> _Instructions to follow_
Answer with one number: how many lines hold the string "screenshot".

Items from a dataset:
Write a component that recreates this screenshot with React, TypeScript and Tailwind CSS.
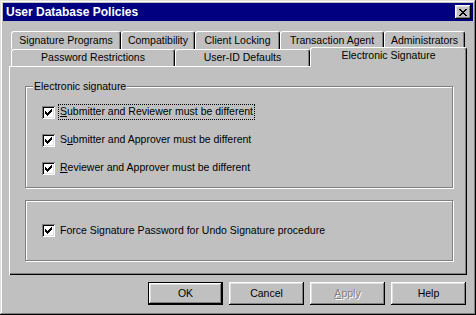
import React from 'react';

const bevel =
  'shadow-[inset_-1px_-1px_#000,inset_1px_1px_#fff,inset_-2px_-2px_#808080,inset_2px_2px_#dfdfdf]';

const backTabs = [
  { label: 'Signature Programs', w: 'w-[110px]' },
  { label: 'Compatibility', w: 'w-[74px]' },
  { label: 'Client Locking', w: 'w-[85px]' },
  { label: 'Transaction Agent', w: 'w-[104px]' },
  { label: 'Administrators', w: 'w-[81px]' },
];

const frontTabs = [
  { label: 'Password Restrictions', w: 'w-[164px]' },
  { label: 'User-ID Defaults', w: 'w-[135px]' },
];

function Tab({ label, w }: { label: string; w: string }) {
  return (
    <div
      className={`${w} h-full flex items-center justify-center border-t border-l border-r border-white border-r-black rounded-t-[3px] shadow-[inset_-1px_0_#808080] whitespace-nowrap`}
    >
      {label}
    </div>
  );
}

function Check() {
  return (
    <span className="w-[13px] h-[13px] shrink-0 bg-white flex items-center justify-center shadow-[inset_1px_1px_#808080,inset_-1px_-1px_#fff,inset_2px_2px_#000,inset_-2px_-2px_#dfdfdf]">
      <svg width="7" height="7" viewBox="0 0 7 7" shapeRendering="crispEdges">
        <path
          fill="#000"
          d="M6 0h1v1h-1z M5 1h2v1h-2z M0 2h1v1h-1z M4 2h3v1h-3z M0 3h2v1h-2z M3 3h3v1h-3z M0 4h5v1h-5z M1 5h3v1h-3z M2 6h1v1h-1z"
        />
      </svg>
    </span>
  );
}

function CheckRow({ children, focus }: { children: React.ReactNode; focus?: boolean }) {
  return (
    <div className="h-[16px] flex items-center gap-[3px]">
      <Check />
      <span
        className={`h-[16px] flex items-center px-[1px] whitespace-nowrap border ${
          focus ? 'border-dotted border-black' : 'border-transparent'
        }`}
      >
        {children}
      </span>
    </div>
  );
}

function Button({ children, main }: { children: React.ReactNode; main?: boolean }) {
  return (
    <div
      className={`w-[75px] h-[23px] flex items-center justify-center ${bevel} ${
        main ? 'border border-black' : ''
      }`}
    >
      {children}
    </div>
  );
}

export default function App() {
  return (
    <div className="w-[476px] h-[315px] bg-[#c0c0c0] p-[3px] flex flex-col text-black text-[10.5px] font-['Liberation_Sans',Arial,sans-serif] shadow-[inset_-1px_-1px_#000,inset_1px_1px_#dfdfdf,inset_-2px_-2px_#808080,inset_2px_2px_#fff]">
      <div className="h-[18px] bg-[#000080] flex items-center justify-between pl-[3px] pr-[2px]">
        <span className="text-white font-bold text-[12px]">User Database Policies</span>
        <div className={`w-[16px] h-[14px] bg-[#c0c0c0] flex items-center justify-center ${bevel}`}>
          <svg width="8" height="7" viewBox="0 0 8 7" shapeRendering="crispEdges">
            <path
              fill="#000"
              d="M0 0h2v1h-2z M6 0h2v1h-2z M1 1h2v1h-2z M5 1h2v1h-2z M2 2h4v1h-4z M3 3h2v1h-2z M2 4h4v1h-4z M1 5h2v1h-2z M5 5h2v1h-2z M0 6h2v1h-2z M6 6h2v1h-2z"
            />
          </svg>
        </div>
      </div>

      <div className="flex-1 flex flex-col px-[6px] pt-[10px]">
        <div className="h-[18px] flex pl-[2px]">
          {backTabs.map((t) => (
            <Tab key={t.label} label={t.label} w={t.w} />
          ))}
        </div>
        <div className="h-[17px] flex pl-[2px]">
          {frontTabs.map((t) => (
            <Tab key={t.label} label={t.label} w={t.w} />
          ))}
          <div className="relative -top-[2px] z-10 w-[157px] h-[20px] pb-[3px] bg-[#c0c0c0] flex items-center justify-center border-t border-l border-r border-white border-r-black rounded-t-[3px] shadow-[inset_-1px_0_#808080]">
            Electronic Signature
          </div>
        </div>

        <div className="h-[209px] flex flex-col gap-[12px] pl-[16px] pr-[14px] pt-[20px] shadow-[inset_1px_1px_#fff,inset_-1px_-1px_#000,inset_-2px_-2px_#808080]">
          <div className="relative h-[102px] flex flex-col gap-[12px] pl-[16px] pt-[17px] border border-[#808080] shadow-[inset_1px_1px_#fff,1px_1px_#fff]">
            <span className="absolute -top-[8px] left-[7px] px-[1px] bg-[#c0c0c0] leading-[14px]">
              Electronic signature
            </span>
            <CheckRow focus>
              <span className="underline">S</span>ubmitter and Reviewer must be different
            </CheckRow>
            <CheckRow>
              S<span className="underline">u</span>bmitter and Approver must be different
            </CheckRow>
            <CheckRow>
              <span className="underline">R</span>eviewer and Approver must be different
            </CheckRow>
          </div>

          <div className="h-[61px] flex items-center pl-[16px] border border-[#808080] shadow-[inset_1px_1px_#fff,1px_1px_#fff]">
            <CheckRow>Force Signature Password for Undo Signature procedure</CheckRow>
          </div>
        </div>

        <div className="flex justify-end gap-[6px] mt-[7px] pr-[1px]">
          <Button main>OK</Button>
          <Button>Cancel</Button>
          <Button>
            <span className="text-[#808080] [text-shadow:1px_1px_#fff]">
              <span className="underline">A</span>pply
            </span>
          </Button>
          <Button>Help</Button>
        </div>
      </div>
    </div>
  );
}
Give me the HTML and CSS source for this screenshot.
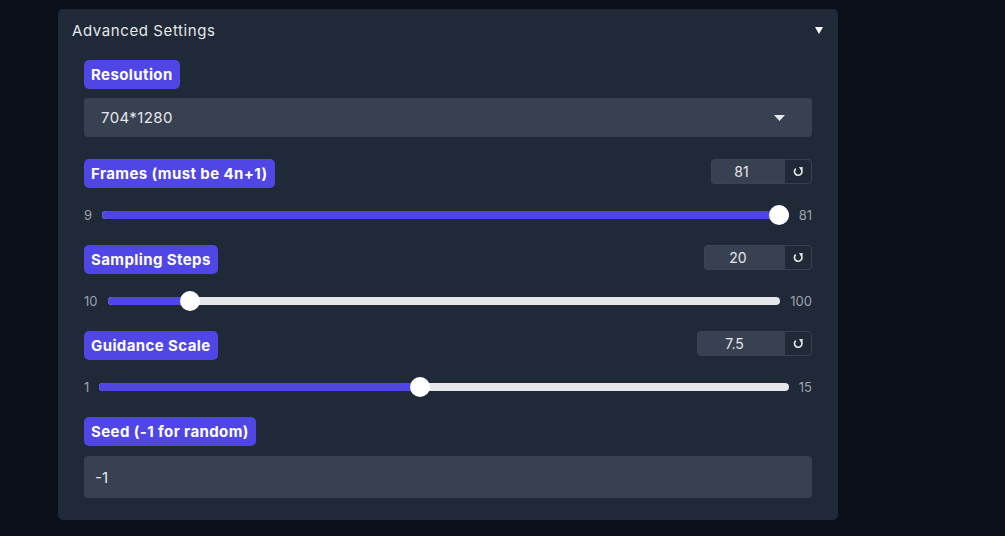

> _Answer to this task_
2